## Direction:
Scan the data below. Pull out each line where "this" occurs.

## Extracted material:
*-*-*
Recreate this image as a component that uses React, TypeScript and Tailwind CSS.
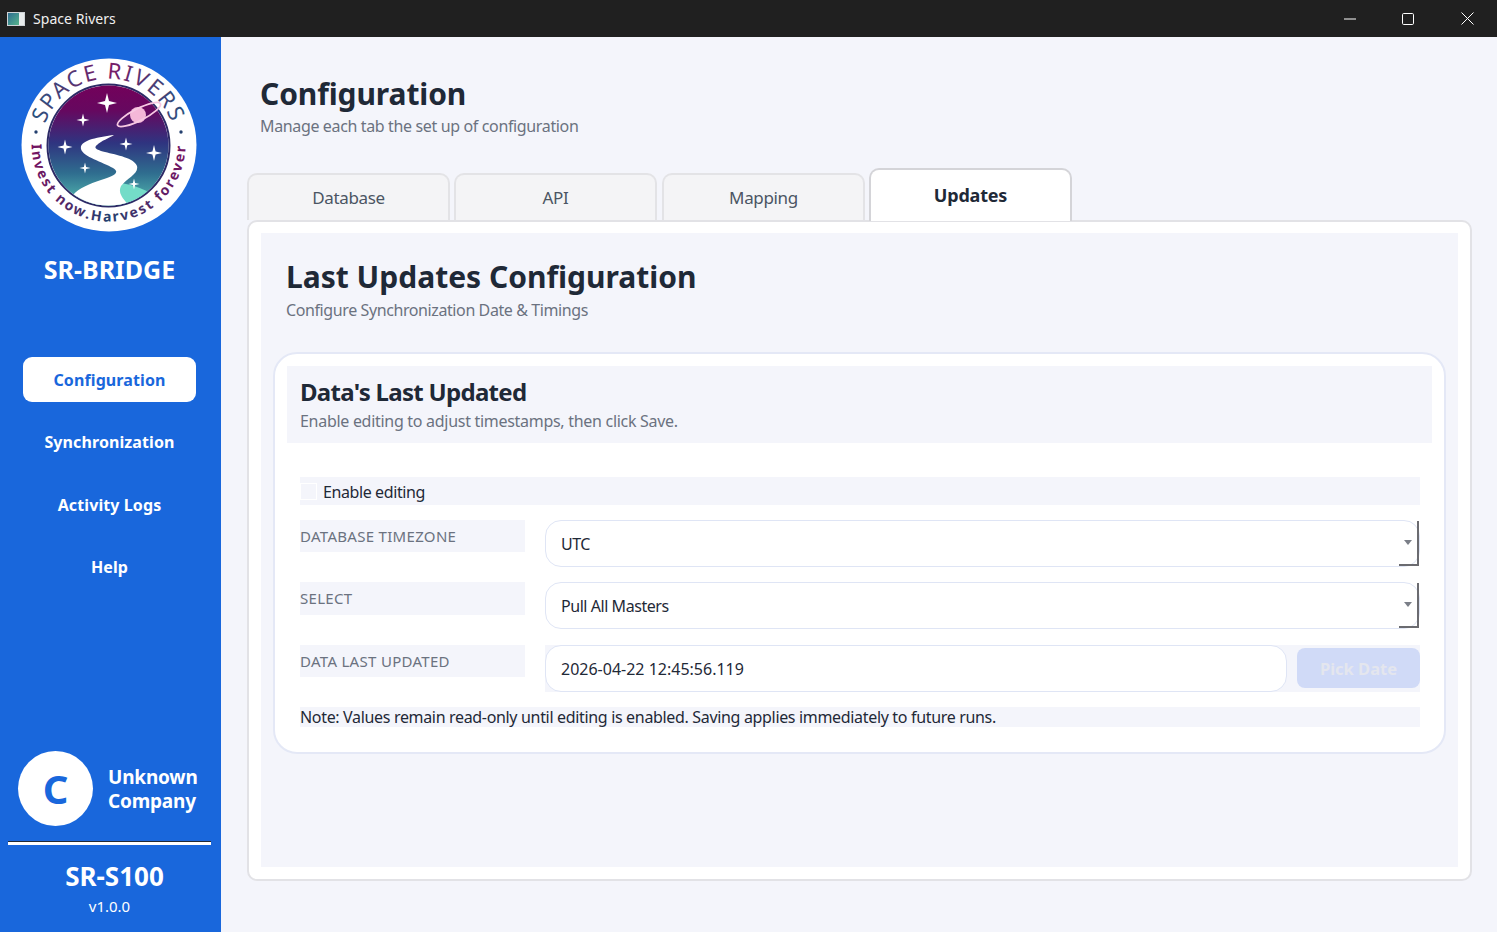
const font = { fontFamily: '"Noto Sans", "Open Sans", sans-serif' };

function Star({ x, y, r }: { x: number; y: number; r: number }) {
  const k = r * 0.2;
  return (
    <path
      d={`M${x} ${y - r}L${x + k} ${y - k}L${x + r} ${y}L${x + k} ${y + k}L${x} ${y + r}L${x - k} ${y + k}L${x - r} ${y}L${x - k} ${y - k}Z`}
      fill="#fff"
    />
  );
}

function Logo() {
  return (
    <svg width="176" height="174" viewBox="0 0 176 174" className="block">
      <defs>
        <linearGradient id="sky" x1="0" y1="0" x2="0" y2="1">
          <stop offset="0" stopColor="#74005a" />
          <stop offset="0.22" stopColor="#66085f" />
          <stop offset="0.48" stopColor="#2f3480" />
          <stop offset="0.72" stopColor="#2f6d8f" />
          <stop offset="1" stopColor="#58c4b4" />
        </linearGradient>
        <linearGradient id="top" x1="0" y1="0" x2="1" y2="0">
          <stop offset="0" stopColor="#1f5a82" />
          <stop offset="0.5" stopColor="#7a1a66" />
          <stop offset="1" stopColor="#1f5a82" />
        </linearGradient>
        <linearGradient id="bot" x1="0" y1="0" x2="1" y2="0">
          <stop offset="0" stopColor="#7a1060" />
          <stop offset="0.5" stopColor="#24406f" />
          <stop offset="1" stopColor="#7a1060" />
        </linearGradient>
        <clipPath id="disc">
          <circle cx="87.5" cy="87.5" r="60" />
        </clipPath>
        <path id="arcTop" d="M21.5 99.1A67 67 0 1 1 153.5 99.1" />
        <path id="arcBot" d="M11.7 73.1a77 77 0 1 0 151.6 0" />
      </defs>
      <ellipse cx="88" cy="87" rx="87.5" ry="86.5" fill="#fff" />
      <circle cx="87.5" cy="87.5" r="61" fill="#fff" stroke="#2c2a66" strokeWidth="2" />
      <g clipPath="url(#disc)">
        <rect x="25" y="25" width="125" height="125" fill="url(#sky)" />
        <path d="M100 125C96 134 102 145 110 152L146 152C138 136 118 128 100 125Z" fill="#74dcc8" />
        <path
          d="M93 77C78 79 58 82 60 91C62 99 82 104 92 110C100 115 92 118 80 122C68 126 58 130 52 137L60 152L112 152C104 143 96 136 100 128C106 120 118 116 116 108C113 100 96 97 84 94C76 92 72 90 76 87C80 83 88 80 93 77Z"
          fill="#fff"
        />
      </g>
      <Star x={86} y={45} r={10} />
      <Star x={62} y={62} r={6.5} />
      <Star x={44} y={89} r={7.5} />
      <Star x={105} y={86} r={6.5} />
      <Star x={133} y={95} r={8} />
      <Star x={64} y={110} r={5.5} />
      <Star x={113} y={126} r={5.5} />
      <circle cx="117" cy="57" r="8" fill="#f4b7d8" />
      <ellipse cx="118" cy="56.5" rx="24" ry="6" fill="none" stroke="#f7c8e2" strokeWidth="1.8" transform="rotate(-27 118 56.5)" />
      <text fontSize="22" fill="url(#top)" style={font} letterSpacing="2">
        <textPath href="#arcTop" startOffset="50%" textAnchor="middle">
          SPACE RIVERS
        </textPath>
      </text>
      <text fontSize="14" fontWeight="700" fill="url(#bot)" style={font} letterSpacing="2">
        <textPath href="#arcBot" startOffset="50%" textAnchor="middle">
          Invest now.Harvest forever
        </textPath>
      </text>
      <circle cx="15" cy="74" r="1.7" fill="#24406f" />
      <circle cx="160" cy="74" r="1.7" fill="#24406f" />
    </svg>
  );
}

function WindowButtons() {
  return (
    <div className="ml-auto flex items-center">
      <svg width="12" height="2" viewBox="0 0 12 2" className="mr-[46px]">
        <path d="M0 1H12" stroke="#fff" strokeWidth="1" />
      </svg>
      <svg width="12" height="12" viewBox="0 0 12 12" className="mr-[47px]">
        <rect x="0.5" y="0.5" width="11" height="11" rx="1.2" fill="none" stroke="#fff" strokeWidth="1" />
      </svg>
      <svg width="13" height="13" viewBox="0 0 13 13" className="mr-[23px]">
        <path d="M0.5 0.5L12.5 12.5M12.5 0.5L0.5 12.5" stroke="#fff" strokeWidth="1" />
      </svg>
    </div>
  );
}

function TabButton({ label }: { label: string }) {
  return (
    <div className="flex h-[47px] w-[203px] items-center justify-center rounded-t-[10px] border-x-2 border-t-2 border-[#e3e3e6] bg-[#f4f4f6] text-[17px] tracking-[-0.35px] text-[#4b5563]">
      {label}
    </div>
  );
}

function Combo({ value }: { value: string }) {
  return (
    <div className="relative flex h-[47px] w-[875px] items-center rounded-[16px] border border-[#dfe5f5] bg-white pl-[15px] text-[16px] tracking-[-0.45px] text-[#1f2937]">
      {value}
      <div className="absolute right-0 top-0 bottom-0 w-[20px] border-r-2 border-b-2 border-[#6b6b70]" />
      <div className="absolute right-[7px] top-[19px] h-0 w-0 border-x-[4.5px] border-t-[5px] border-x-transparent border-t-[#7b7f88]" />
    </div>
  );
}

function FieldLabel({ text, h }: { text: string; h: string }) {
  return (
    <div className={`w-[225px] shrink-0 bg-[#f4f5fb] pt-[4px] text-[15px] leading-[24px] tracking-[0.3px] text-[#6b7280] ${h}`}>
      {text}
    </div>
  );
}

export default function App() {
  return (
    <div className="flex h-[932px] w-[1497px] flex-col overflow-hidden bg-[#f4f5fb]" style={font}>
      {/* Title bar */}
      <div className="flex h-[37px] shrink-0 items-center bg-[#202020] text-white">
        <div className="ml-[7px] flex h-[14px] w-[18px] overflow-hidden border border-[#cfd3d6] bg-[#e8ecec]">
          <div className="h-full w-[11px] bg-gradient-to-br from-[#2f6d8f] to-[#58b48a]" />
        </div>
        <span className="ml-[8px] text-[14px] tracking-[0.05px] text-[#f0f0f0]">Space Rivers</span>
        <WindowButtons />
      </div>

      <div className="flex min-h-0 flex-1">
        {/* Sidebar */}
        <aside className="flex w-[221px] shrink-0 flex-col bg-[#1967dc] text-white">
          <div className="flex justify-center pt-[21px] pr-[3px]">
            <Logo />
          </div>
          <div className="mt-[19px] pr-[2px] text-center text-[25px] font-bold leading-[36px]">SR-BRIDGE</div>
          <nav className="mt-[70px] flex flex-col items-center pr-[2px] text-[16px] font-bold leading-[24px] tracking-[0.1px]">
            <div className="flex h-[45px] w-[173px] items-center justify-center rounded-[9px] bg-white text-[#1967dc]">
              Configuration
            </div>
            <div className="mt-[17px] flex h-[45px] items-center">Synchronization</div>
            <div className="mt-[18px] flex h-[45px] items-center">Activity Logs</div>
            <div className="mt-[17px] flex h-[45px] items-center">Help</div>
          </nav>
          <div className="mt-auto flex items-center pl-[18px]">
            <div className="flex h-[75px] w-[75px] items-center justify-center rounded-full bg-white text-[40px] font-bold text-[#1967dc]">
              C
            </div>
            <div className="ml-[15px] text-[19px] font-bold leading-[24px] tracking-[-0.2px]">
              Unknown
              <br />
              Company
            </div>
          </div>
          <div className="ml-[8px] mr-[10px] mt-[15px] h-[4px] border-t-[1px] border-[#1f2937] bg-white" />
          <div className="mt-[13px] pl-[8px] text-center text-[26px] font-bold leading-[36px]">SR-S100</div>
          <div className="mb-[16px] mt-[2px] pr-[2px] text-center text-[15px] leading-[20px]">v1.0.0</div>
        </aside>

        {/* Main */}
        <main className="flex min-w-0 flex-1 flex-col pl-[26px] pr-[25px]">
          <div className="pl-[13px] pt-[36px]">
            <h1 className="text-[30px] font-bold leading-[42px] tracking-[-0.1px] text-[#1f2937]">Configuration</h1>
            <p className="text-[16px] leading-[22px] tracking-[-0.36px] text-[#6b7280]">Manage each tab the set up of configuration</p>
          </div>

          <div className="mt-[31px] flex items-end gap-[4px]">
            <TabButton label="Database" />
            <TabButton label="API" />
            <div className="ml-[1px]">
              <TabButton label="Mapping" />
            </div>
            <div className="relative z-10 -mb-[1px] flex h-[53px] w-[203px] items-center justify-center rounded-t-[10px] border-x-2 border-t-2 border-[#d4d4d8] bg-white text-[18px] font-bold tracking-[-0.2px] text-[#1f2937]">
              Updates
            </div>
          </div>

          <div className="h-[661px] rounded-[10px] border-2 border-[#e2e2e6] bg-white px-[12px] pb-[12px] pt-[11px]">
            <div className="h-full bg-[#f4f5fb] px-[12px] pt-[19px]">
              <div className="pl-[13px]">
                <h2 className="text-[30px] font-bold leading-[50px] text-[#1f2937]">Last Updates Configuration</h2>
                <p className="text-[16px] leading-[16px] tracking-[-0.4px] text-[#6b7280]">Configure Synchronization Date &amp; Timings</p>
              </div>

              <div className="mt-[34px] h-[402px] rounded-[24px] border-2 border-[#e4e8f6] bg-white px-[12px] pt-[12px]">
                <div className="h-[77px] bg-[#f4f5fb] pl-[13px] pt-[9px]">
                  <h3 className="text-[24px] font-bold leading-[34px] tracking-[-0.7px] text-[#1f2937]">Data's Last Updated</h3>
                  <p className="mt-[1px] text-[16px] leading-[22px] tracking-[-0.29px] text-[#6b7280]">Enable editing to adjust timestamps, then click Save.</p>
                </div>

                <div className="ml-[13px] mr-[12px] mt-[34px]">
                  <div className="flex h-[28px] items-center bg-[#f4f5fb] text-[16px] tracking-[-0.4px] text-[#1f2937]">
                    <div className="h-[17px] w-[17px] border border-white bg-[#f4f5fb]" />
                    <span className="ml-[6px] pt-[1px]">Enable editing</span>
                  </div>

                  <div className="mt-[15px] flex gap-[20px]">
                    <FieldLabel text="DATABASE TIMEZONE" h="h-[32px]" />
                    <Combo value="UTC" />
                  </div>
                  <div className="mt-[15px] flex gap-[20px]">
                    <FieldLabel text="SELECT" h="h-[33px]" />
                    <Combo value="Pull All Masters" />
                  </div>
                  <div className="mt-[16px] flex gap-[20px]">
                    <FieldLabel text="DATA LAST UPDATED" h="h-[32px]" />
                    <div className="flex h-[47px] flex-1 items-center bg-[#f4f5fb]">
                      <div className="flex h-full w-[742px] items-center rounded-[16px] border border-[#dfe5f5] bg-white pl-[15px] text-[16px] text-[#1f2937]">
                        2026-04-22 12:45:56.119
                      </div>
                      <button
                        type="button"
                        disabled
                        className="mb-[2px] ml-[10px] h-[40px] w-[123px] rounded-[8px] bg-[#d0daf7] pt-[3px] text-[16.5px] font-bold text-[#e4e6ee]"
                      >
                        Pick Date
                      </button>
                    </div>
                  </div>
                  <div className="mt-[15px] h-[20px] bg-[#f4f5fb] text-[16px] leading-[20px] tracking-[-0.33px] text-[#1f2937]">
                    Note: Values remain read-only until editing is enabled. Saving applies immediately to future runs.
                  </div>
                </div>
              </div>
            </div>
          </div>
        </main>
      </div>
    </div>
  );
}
*-*-*
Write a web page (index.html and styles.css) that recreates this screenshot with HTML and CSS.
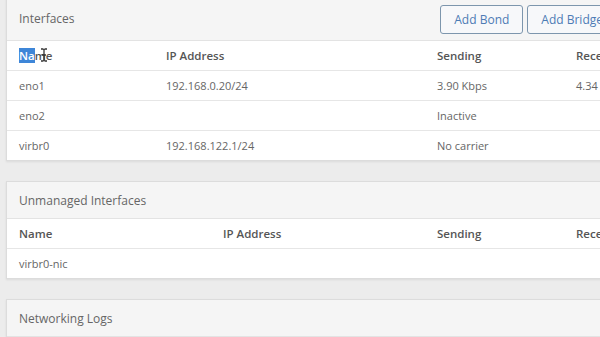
*-*-*
## The output:
Recreate this image as a component that uses React, TypeScript and Tailwind CSS.
Write a web page (index.html and styles.css) that recreates this screenshot with HTML and CSS.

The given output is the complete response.